• [Information provided]
====

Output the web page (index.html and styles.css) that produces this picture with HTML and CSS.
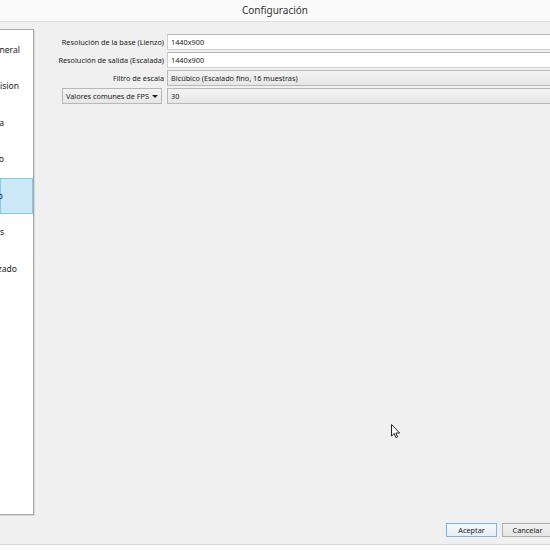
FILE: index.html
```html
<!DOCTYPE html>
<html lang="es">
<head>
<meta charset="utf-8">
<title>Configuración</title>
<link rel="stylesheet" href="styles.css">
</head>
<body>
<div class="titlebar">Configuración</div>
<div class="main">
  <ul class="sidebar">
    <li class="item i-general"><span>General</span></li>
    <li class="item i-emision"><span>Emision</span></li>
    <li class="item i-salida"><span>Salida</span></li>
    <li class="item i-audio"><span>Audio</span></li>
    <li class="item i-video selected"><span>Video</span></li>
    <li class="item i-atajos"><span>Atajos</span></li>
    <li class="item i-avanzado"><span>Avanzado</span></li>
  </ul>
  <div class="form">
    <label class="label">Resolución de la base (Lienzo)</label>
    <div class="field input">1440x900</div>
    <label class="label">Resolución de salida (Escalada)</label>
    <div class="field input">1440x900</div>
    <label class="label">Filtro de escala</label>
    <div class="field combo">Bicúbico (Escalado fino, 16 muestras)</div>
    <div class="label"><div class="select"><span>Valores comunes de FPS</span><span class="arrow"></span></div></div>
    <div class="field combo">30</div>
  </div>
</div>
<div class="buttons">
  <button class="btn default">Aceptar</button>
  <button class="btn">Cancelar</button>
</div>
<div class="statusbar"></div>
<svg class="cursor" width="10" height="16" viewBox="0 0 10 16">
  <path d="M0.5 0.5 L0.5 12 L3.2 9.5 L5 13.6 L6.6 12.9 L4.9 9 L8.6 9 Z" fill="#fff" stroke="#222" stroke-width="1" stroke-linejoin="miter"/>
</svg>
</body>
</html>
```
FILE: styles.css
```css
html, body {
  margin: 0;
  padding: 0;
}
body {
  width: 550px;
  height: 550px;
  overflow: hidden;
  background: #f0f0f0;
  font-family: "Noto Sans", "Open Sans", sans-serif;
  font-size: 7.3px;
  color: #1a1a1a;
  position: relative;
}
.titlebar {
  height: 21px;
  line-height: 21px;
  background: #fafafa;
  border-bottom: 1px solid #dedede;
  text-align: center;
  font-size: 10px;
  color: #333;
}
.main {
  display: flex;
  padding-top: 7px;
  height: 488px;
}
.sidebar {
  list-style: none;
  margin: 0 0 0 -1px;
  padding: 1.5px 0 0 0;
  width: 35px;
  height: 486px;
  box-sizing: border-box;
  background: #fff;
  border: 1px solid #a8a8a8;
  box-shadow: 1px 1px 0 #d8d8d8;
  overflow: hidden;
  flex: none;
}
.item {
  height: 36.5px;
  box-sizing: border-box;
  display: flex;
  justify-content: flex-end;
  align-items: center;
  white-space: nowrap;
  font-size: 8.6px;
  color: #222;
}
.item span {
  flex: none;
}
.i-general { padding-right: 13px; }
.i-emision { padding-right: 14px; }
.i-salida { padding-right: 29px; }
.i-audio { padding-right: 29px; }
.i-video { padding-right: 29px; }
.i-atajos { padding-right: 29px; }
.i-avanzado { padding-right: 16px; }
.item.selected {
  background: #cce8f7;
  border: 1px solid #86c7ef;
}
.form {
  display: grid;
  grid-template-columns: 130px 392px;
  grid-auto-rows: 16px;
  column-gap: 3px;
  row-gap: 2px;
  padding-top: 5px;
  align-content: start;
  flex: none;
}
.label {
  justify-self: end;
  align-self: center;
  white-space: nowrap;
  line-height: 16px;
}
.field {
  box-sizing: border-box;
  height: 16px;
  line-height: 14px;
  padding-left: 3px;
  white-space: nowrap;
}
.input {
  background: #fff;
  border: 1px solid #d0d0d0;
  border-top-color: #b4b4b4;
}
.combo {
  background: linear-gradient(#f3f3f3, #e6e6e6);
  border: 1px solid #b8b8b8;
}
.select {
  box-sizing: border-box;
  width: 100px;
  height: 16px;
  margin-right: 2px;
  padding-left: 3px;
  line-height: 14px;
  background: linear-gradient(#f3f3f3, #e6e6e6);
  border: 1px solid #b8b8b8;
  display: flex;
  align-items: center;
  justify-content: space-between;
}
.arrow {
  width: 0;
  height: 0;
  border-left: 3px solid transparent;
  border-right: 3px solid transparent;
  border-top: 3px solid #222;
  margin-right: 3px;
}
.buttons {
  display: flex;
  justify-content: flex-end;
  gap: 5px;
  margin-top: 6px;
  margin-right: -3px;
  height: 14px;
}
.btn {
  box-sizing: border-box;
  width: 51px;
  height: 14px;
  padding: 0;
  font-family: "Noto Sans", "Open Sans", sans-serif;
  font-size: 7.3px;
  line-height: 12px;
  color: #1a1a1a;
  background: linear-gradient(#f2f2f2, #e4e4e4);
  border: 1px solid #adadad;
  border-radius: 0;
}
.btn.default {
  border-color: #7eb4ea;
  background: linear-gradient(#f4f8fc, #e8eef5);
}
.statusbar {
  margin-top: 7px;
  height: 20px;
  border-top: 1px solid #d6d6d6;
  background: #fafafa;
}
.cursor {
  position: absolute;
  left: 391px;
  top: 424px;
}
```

====

• [Your task]
Using the listing, collect all lines in which the string "styles" is found.

• [Exercise result]
Output the web page (index.html and styles.css) that produces this picture with HTML and CSS.
<link rel="stylesheet" href="styles.css">
FILE: styles.css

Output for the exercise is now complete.